Analytics & Data

Cookieless Browsers Will Upend Ad Tracking

Trends toward greater consumer privacy may force ecommerce marketers to change methods of measuring performance, including turning to “marketing mix modeling,” a 70-year-old technique.

Most digital marketers depend on some form of multi-touch attribution (MTA) modeling to measure the effectiveness of their various promotions, such as pay-per-click search ads, display ads, ads in streaming video, or digital out-of-home promotions that combine outdoor advertising with modern technology.

In each of these cases, MTA requires some means of identifying a person across various devices, web browsers, and ad networks (e.g., Google, Facebook).

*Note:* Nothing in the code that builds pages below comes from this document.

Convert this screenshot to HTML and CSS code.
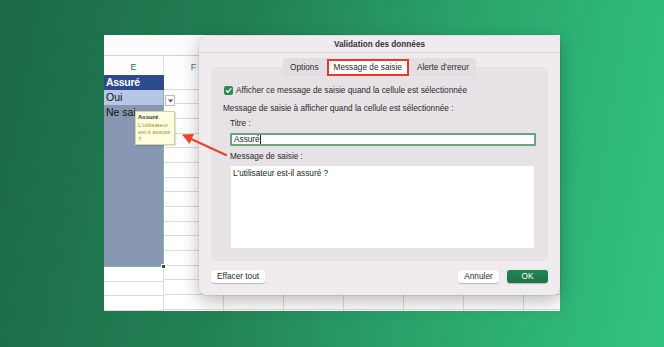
FILE: index.html
```html
<!DOCTYPE html>
<html lang="fr">
<head>
<meta charset="utf-8">
<title>Validation des données</title>
<link rel="stylesheet" href="styles.css">
</head>
<body>
<div class="stage">
  <div class="sheet">
    <div class="formula-bar"></div>
    <div class="col-headers">
      <div class="col-head col-head-active">E</div>
      <div class="col-head">F</div>
    </div>
    <div class="grid">
      <div class="col-e">
        <div class="cell cell-head">Assuré</div>
        <div class="sel">
          <div class="cell cell-oui">Oui</div>
          <div class="cell cell-sel">Ne sai</div>
          <div class="sel-fill"></div>
          <span class="fill-handle"></span>
        </div>
        <div class="cell"></div>
        <div class="cell"></div>
        <div class="cell"></div>
      </div>
    </div>

    <div class="dropdown"><svg width="5" height="4" viewBox="0 0 5 4"><path d="M0 0.5h5L2.5 3.5z" fill="#555"/></svg></div>

    <div class="tooltip">
      <div class="tip-title">Assuré</div>
      <div class="tip-text">L'utilisateur est-il assuré ?</div>
    </div>

    <div class="dialog">
      <div class="dlg-title">Validation des données</div>
      <div class="tabs">
        <div class="tab">Options</div>
        <div class="tab tab-active">Message de saisie</div>
        <div class="tab">Alerte d'erreur</div>
      </div>
      <div class="group">
        <div class="row row-check">
          <span class="checkbox"><svg width="7" height="7" viewBox="0 0 7 7"><path d="M1.2 3.6 L2.9 5.2 L5.9 1.6" fill="none" stroke="#fff" stroke-width="1.3" stroke-linecap="round" stroke-linejoin="round"/></svg></span>
          <span>Afficher ce message de saisie quand la cellule est sélectionnée</span>
        </div>
        <div class="row row-label">Message de saisie à afficher quand la cellule est sélectionnée :</div>
        <div class="row row-sub row-titre">Titre :</div>
        <div class="input">Assuré<span class="caret"></span></div>
        <div class="row row-sub row-msg">Message de saisie :</div>
        <div class="textarea">L'utilisateur est-il assuré ?</div>
      </div>
      <div class="footer">
        <div class="btn">Effacer tout</div>
        <div class="spacer"></div>
        <div class="btn btn-cancel">Annuler</div>
        <div class="btn btn-ok">OK</div>
      </div>
    </div>

    <svg class="arrow" width="50" height="30" viewBox="0 0 50 30">
      <line x1="45" y1="24" x2="9" y2="7.5" stroke="#e8432d" stroke-width="2.2" stroke-linecap="round"/>
      <path d="M1 3.5 L13 3 L8.5 13 Z" fill="#e8432d"/>
    </svg>
  </div>
</div>
</body>
</html>
```

FILE: styles.css
```css
* { box-sizing: border-box; }
html, body { margin: 0; padding: 0; }
body {
  width: 664px;
  height: 347px;
  overflow: hidden;
  background: linear-gradient(100deg, #1b6a45 0%, #227f54 35%, #2aa36b 65%, #31c382 100%);
  font-family: "Liberation Sans", Arial, sans-serif;
}
.stage {
  padding: 35px 0 0 104px;
}
.sheet {
  position: relative;
  width: 456px;
  height: 276px;
  background: #fff;
  display: flex;
  flex-direction: column;
}
.formula-bar {
  height: 22px;
  background: #fbfbfb;
  border-bottom: 1px solid #d0d0d0;
}
.col-headers {
  height: 20px;
  display: flex;
  background: #fdfdfd;
}
.col-head {
  width: 60px;
  display: flex;
  align-items: center;
  justify-content: center;
  font-size: 9px;
  color: #666;
  border-right: 1px solid #e2e2e2;
  padding-top: 2px;
}
.col-head-active {
  color: #217346;
}
.grid {
  flex: 1;
  display: flex;
  background-image:
    repeating-linear-gradient(to bottom, transparent 0, transparent 13.67px, #dcdcdc 13.67px, #dcdcdc 14.67px),
    repeating-linear-gradient(to right, transparent 0, transparent 59px, #dcdcdc 59px, #dcdcdc 60px);
}
.col-e {
  width: 60px;
  display: flex;
  flex-direction: column;
}
.cell {
  height: 14.67px;
  flex: none;
  font-size: 10.5px;
  line-height: 14.67px;
  padding-left: 2px;
  white-space: nowrap;
  overflow: hidden;
  border-bottom: 1px solid #dcdcdc;
  border-right: 1px solid #dcdcdc;
  background: #fff;
}
.cell-head {
  background: #2d4b8c;
  color: #fff;
  font-weight: bold;
  border-color: #2d4b8c;
  letter-spacing: -0.3px;
}
.sel {
  position: relative;
  display: flex;
  flex-direction: column;
  border-right: 1px solid #8fb0a4;
  border-bottom: 1px solid #8fb0a4;
}
.sel .cell { border: none; }
.cell-oui {
  background: #b5c6e6;
  color: #111;
}
.cell-sel {
  background: #8898b3;
  color: #111;
}
.sel-fill {
  height: 146.7px;
  background: #8898b3;
}
.fill-handle {
  position: absolute;
  right: -3px;
  bottom: -3px;
  width: 5px;
  height: 5px;
  background: #2e4f45;
  border: 1px solid #fff;
}
.dropdown {
  position: absolute;
  left: 61px;
  top: 60px;
  width: 10px;
  height: 11px;
  background: #fafafa;
  border: 1px solid #bdbdbd;
  display: flex;
  align-items: center;
  justify-content: center;
}
.tooltip {
  position: absolute;
  left: 31px;
  top: 76px;
  width: 40px;
  height: 34px;
  background: #ffffdf;
  border: 1px solid #d2d2a6;
  padding: 2px 2px;
  font-size: 6px;
  line-height: 7px;
  box-shadow: 1px 1px 1px rgba(0,0,0,0.12);
}
.tip-title {
  font-weight: bold;
  color: #333;
  margin-bottom: 1px;
}
.tip-text {
  color: #a3912b;
  width: 33px;
}
.arrow {
  position: absolute;
  left: 77px;
  top: 96px;
  z-index: 5;
}
.dialog {
  position: absolute;
  left: 95px;
  top: 1px;
  width: 361px;
  height: 259px;
  background: #efebef;
  border-radius: 7px;
  box-shadow: 0 6px 18px rgba(0,0,0,0.28), 0 0 0 0.5px rgba(0,0,0,0.12);
  display: flex;
  flex-direction: column;
  color: #2b2b2b;
  font-size: 8.25px;
}
.dlg-title {
  height: 17px;
  border-bottom: 1px solid #dedade;
  display: flex;
  align-items: center;
  justify-content: center;
  font-weight: bold;
  font-size: 8.2px;
  color: #333;
  padding-top: 1px;
}
.tabs {
  position: relative;
  z-index: 1;
  align-self: center;
  margin-top: 5px;
  height: 18px;
  display: flex;
  align-items: center;
  background: #e2dee2;
  border-radius: 4px;
  padding: 0 1px;
}
.tab {
  height: 17px;
  padding: 0 6px;
  display: flex;
  align-items: center;
  color: #2b2b2b;
}
.tab-active {
  background: #fff;
  border: 2px solid #e8392a;
  padding: 0 5px;
  margin: 0 2px;
}
.group {
  margin: -9px 12px 0 12px;
  height: 194px;
  background: #e6e2e6;
  border-radius: 6px;
  padding: 17px 0 0 0;
  display: flex;
  flex-direction: column;
}
.row {
  height: 12px;
  display: flex;
  align-items: center;
  white-space: nowrap;
}
.row-check { padding-left: 13px; gap: 3px; }
.checkbox {
  width: 9px;
  height: 9px;
  border-radius: 2px;
  background: #2f8a55;
  display: flex;
  align-items: center;
  justify-content: center;
}
.row-label { margin-top: 6px; padding-left: 12px; }
.row-sub { padding-left: 19px; }
.row-titre { margin-top: 3px; }
.input {
  margin: 4px 0 0 19px;
  width: 306px;
  height: 13px;
  background: #fff;
  border: 2px solid #6aa37e;
  border-radius: 1px;
  display: flex;
  align-items: center;
  padding-left: 2px;
  color: #222;
}
.caret {
  width: 1px;
  height: 9px;
  background: #222;
  margin-left: 0.5px;
}
.row-msg { margin-top: 4px; }
.textarea {
  margin: 4px 0 0 20px;
  width: 303px;
  height: 82px;
  background: #fff;
  padding: 3px 2px;
  color: #222;
}
.footer {
  margin-top: 9px;
  padding: 0 12px;
  display: flex;
  gap: 8px;
  align-items: center;
}
.spacer { flex: 1; }
.btn {
  height: 13px;
  padding: 0 6px;
  background: #fff;
  border-radius: 3px;
  box-shadow: 0 0.5px 1px rgba(0,0,0,0.22);
  display: flex;
  align-items: center;
  justify-content: center;
  color: #2b2b2b;
}
.btn-cancel { width: 41px; }
.btn-ok {
  width: 41px;
  background: linear-gradient(#228552, #1b7446);
  color: #fff;
}
```
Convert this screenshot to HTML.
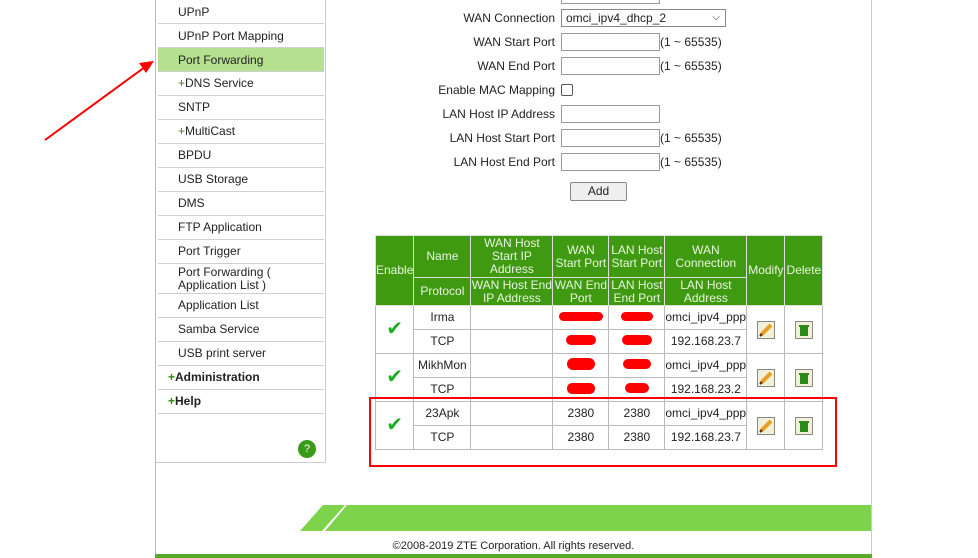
<!DOCTYPE html>
<html><head><meta charset="utf-8"><style>
*{margin:0;padding:0;box-sizing:border-box}
body{width:978px;height:558px;position:relative;background:#fff;font-family:"Liberation Sans","DejaVu Sans",sans-serif;font-size:12px;color:#222;overflow:hidden}
.a{position:absolute}
.side{left:156px;top:0;width:170px;height:463px;border-right:1px solid #ccc;border-bottom:1px solid #ccc}
.it{position:absolute;left:2px;width:166px;border-bottom:1px solid #d0d0d0;padding-left:20px;line-height:23px}
.it b{font-weight:bold}
.pl{color:#2a8a10}
.lbl{position:absolute;text-align:right;width:200px;left:355px}
.inp{position:absolute;left:561px;width:99px;height:18px;border:1px solid #999;background:#fff}
.rng{position:absolute;left:660px}
table{position:absolute;left:375px;top:235px;border-collapse:collapse;table-layout:fixed}
td{border:1px solid #bbb;text-align:center;font-size:12px;line-height:13px;padding:0;overflow:hidden;white-space:nowrap}
th{background:#3f9a12;color:#e8f5dd;border:1px solid #ddd;font-weight:normal;font-size:12px;line-height:13px;padding:0}
.ck{color:#1fae1f;font-size:20px;font-weight:bold}
.ico{display:inline-block;width:18px;height:18px;border:1px solid #888;background:#f3f0d8;vertical-align:middle;position:relative}
</style></head><body>
<div class="a" style="left:155px;top:0;width:1px;height:558px;background:#bbb"></div>
<div class="a" style="left:871px;top:0;width:1px;height:558px;background:#ccc"></div>
<div class="a side">
<div class="it" style="top:0;height:24px;line-height:24px">UPnP</div>
<div class="it" style="top:24px;height:24px;line-height:24px">UPnP Port Mapping</div>
<div class="it" style="top:48px;height:24px;line-height:24px;background:#b5e08f">Port Forwarding</div>
<div class="it" style="top:72px;height:24px"><span class="pl">+</span>DNS Service</div>
<div class="it" style="top:96px;height:24px">SNTP</div>
<div class="it" style="top:120px;height:24px"><span class="pl">+</span>MultiCast</div>
<div class="it" style="top:144px;height:24px">BPDU</div>
<div class="it" style="top:168px;height:24px">USB Storage</div>
<div class="it" style="top:192px;height:24px">DMS</div>
<div class="it" style="top:216px;height:24px">FTP Application</div>
<div class="it" style="top:240px;height:24px">Port Trigger</div>
<div class="it" style="top:264px;height:30px;line-height:13px;padding-top:2px">Port Forwarding (<br>Application List )</div>
<div class="it" style="top:294px;height:24px">Application List</div>
<div class="it" style="top:318px;height:24px">Samba Service</div>
<div class="it" style="top:342px;height:24px">USB print server</div>
<div class="it" style="top:366px;height:24px;padding-left:10px"><b><span class="pl">+</span>Administration</b></div>
<div class="it" style="top:390px;height:24px;padding-left:10px"><b><span class="pl">+</span>Help</b></div>
<div class="a" style="left:142px;top:440px;width:18px;height:18px;border-radius:50%;background:#3a9a1a;color:#fff;text-align:center;line-height:18px;font-size:11px">?</div>
</div>
<svg class="a" style="left:0;top:0" width="200" height="200"><line x1="45" y1="140" x2="145" y2="67" stroke="#f00" stroke-width="2"/><polygon points="154,61 139,63 146,73" fill="#f00"/></svg>

<div class="inp" style="top:-8px;height:12px"></div>
<div class="lbl" style="top:11px">WAN Connection</div>
<div class="a" style="left:561px;top:9px;width:165px;height:18px;border:1px solid #888;padding-left:4px;line-height:16px">omci_ipv4_dhcp_2<span style="position:absolute;right:5px;font-size:10px">&#9013;</span></div>
<div class="lbl" style="top:35px">WAN Start Port</div><div class="inp" style="top:33px"></div><div class="rng" style="top:35px">(1 ~ 65535)</div>
<div class="lbl" style="top:59px">WAN End Port</div><div class="inp" style="top:57px"></div><div class="rng" style="top:59px">(1 ~ 65535)</div>
<div class="lbl" style="top:83px">Enable MAC Mapping</div><div class="a" style="left:561px;top:84px;width:12px;height:12px;border:1px solid #555;border-radius:2px"></div>
<div class="lbl" style="top:107px">LAN Host IP Address</div><div class="inp" style="top:105px"></div>
<div class="lbl" style="top:131px">LAN Host Start Port</div><div class="inp" style="top:129px"></div><div class="rng" style="top:131px">(1 ~ 65535)</div>
<div class="lbl" style="top:155px">LAN Host End Port</div><div class="inp" style="top:153px"></div><div class="rng" style="top:155px">(1 ~ 65535)</div>
<div class="a" style="left:570px;top:182px;width:57px;height:19px;border:1px solid #888;border-radius:2px;background:#efefef;text-align:center;line-height:17px">Add</div>

<table>
<colgroup><col style="width:38px"><col style="width:57px"><col style="width:82px"><col style="width:56px"><col style="width:56px"><col style="width:82px"><col style="width:38px"><col style="width:38px"></colgroup>
<tr style="height:42px"><th rowspan="2">Enable</th><th>Name</th><th>WAN Host<br>Start IP<br>Address</th><th>WAN<br>Start Port</th><th>LAN Host<br>Start Port</th><th>WAN<br>Connection</th><th rowspan="2">Modify</th><th rowspan="2">Delete</th></tr>
<tr style="height:28px"><th>Protocol</th><th>WAN Host End<br>IP Address</th><th>WAN End<br>Port</th><th>LAN Host<br>End Port</th><th>LAN Host<br>Address</th></tr>
<tr style="height:24px"><td rowspan="2" class="ck">&#10004;</td><td>Irma</td><td></td><td><span style="display:inline-block;width:44px;height:9px;background:#f00;border-radius:5px"></span></td><td><span style="display:inline-block;width:32px;height:9px;background:#f00;border-radius:5px"></span></td><td style="text-align:left">omci_ipv4_ppp</td><td rowspan="2"><span class="ico"><svg width="16" height="16"><line x1="3" y1="13" x2="13" y2="3" stroke="#e8a020" stroke-width="4"/><line x1="2" y1="14" x2="4" y2="12" stroke="#333" stroke-width="2"/></svg></span></td><td rowspan="2"><span class="ico"><svg width="16" height="16"><rect x="4" y="5" width="8" height="9" fill="#2a8a1a"/><rect x="3" y="3" width="10" height="2" fill="#2a8a1a"/></svg></span></td></tr>
<tr style="height:24px"><td>TCP</td><td></td><td><span style="display:inline-block;width:30px;height:10px;background:#f00;border-radius:5px"></span></td><td><span style="display:inline-block;width:30px;height:10px;background:#f00;border-radius:5px"></span></td><td>192.168.23.7</td></tr>
<tr style="height:24px"><td rowspan="2" class="ck">&#10004;</td><td>MikhMon</td><td></td><td><span style="display:inline-block;width:28px;height:12px;background:#f00;border-radius:6px"></span></td><td><span style="display:inline-block;width:28px;height:10px;background:#f00;border-radius:5px"></span></td><td style="text-align:left">omci_ipv4_ppp</td><td rowspan="2"><span class="ico"><svg width="16" height="16"><line x1="3" y1="13" x2="13" y2="3" stroke="#e8a020" stroke-width="4"/><line x1="2" y1="14" x2="4" y2="12" stroke="#333" stroke-width="2"/></svg></span></td><td rowspan="2"><span class="ico"><svg width="16" height="16"><rect x="4" y="5" width="8" height="9" fill="#2a8a1a"/><rect x="3" y="3" width="10" height="2" fill="#2a8a1a"/></svg></span></td></tr>
<tr style="height:24px"><td>TCP</td><td></td><td><span style="display:inline-block;width:28px;height:11px;background:#f00;border-radius:5px"></span></td><td><span style="display:inline-block;width:24px;height:10px;background:#f00;border-radius:5px"></span></td><td>192.168.23.2</td></tr>
<tr style="height:24px"><td rowspan="2" class="ck">&#10004;</td><td>23Apk</td><td></td><td>2380</td><td>2380</td><td style="text-align:left">omci_ipv4_ppp</td><td rowspan="2"><span class="ico"><svg width="16" height="16"><line x1="3" y1="13" x2="13" y2="3" stroke="#e8a020" stroke-width="4"/><line x1="2" y1="14" x2="4" y2="12" stroke="#333" stroke-width="2"/></svg></span></td><td rowspan="2"><span class="ico"><svg width="16" height="16"><rect x="4" y="5" width="8" height="9" fill="#2a8a1a"/><rect x="3" y="3" width="10" height="2" fill="#2a8a1a"/></svg></span></td></tr>
<tr style="height:24px"><td>TCP</td><td></td><td>2380</td><td>2380</td><td>192.168.23.7</td></tr>
</table>
<div class="a" style="left:369px;top:397px;width:468px;height:70px;border:2px solid #f00"></div>

<svg class="a" style="left:295px;top:505px" width="576" height="27"><polygon points="28,0 50,0 27,26 5,26" fill="#7dd34a"/><polygon points="52,0 576,0 576,26 30,26" fill="#7dd34a"/></svg>
<div class="a" style="left:155px;width:717px;top:540px;text-align:center;font-size:11px;color:#222">©2008-2019 ZTE Corporation. All rights reserved.</div>
<div class="a" style="left:155px;top:554px;width:717px;height:4px;background:#5aaa2a"></div>
</body></html>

“Digital advertising provides the ability to reach people wherever they are with timely and relevant messages. To understand the effectiveness of these ads, advertisers have come to expect a direct and complete view of the customer journey, from awareness through conversion,” wrote Philip McDonnell, director of product management at Google, in an August 2020 Think with Google article.

“Successful online measurement has been heavily reliant on cookies that log useful information about what happens after a person has clicked an ad,” McDonnell said. “However, whether due to cookie restrictions in browsers or blind spots from cross-device shopping, there are increasing scenarios where it’s no longer possible to observe whether a conversion has taken place. Increased privacy regulation has also imposed strict guidelines for data collection by region.”

Cookieless

In 2020, some popular web browsers — Microsoft Edge, Apple Safari, Brave — have eliminated or curtailed third-party cookies.

Furthermore, all modern web browsers will likely be cookieless — they will not allow tracking cookies at all — in the next few years.

The European Union’s General Data Protection Regulation and the California Consumer Protection Act are examples of the restrictive privacy regulation McDonnell mentioned, but they are just one factor driving the move to ban cookies.

Apple Inc., which announced changes to its Identifier for Advertisers tracking feature on Apple devices, has been running commercials promoting privacy on iOS. In the ads, folks who use other mobile devices are seen calling out personal information in public, while Apple users’ info is kept quiet.

Screenshot of a YouTube video frame on an Apple commercial

In the Apple privacy commercial, a woman is seen shouting personal information through a bullhorn.

Thus the drive toward non-tracking browsers and devices comes from a combination of consumer demand, regulatory restriction, and competitive positioning.

In short, the future of digital advertising is cookieless. Measuring ad performance will soon be significantly different.

Marketing Mix Modeling

Advertising’s cookieless future does not, however, mean that all performance-based ads will be a guessing game. What will change is how marketers measure performance, especially for large and complex organizations.

One technique that is garnering attention is, again, marketing mix modeling.

MMM is an analytical, top-down approach to understanding how a company’s promotional efforts, the general economy, and even competitors impact sales.

Neil H. Borden, who was a professor of advertising at the Harvard Business School, first used the term “marketing mix” in 1949. So the approach has proven its usefulness over several decades.

Even before it became clear that privacy trends would restrict some forms of tracking, savvy marketers had already been using MMM, often combined with multi-touch attribution, to obtain a much better picture of a promotion’s impact and effectiveness, as well as improved data-driven insights.

For example, MMM can be good at identifying optimal ad frequency, also known as frequency capping. An advertiser might find his company could spend, say, 35 percent less on YouTube ads while getting 95 percent of the sales.

MMM Takes Time

However, MMM takes time. The models depend on historical sales and ad-spend info. Thus, a business dependent on multi-touch attribution should start accumulating MMM data now before browsers eliminate tracking cookies altogether.

Moreover, MMM tends to be custom. There are many good MMM providers, but building the models is not as simple as signing up for Google Analytics and learning to read the reports.

Finally, marketers who are not familiar with MMM will presumably need time to understand the technique and recognize the insights it provides.

Other Models Will Emerge

Marketing mix modeling and multi-touch attribution are by no means the only options (after tracking cookies go away) for analyzing advertising and marketing performance. For example, McDonnell’s Think with Google article, mentioned above, describes “conversion modeling.” And some marketers believe they can develop their own customer identity graphs that will ultimately provide detailed attribution.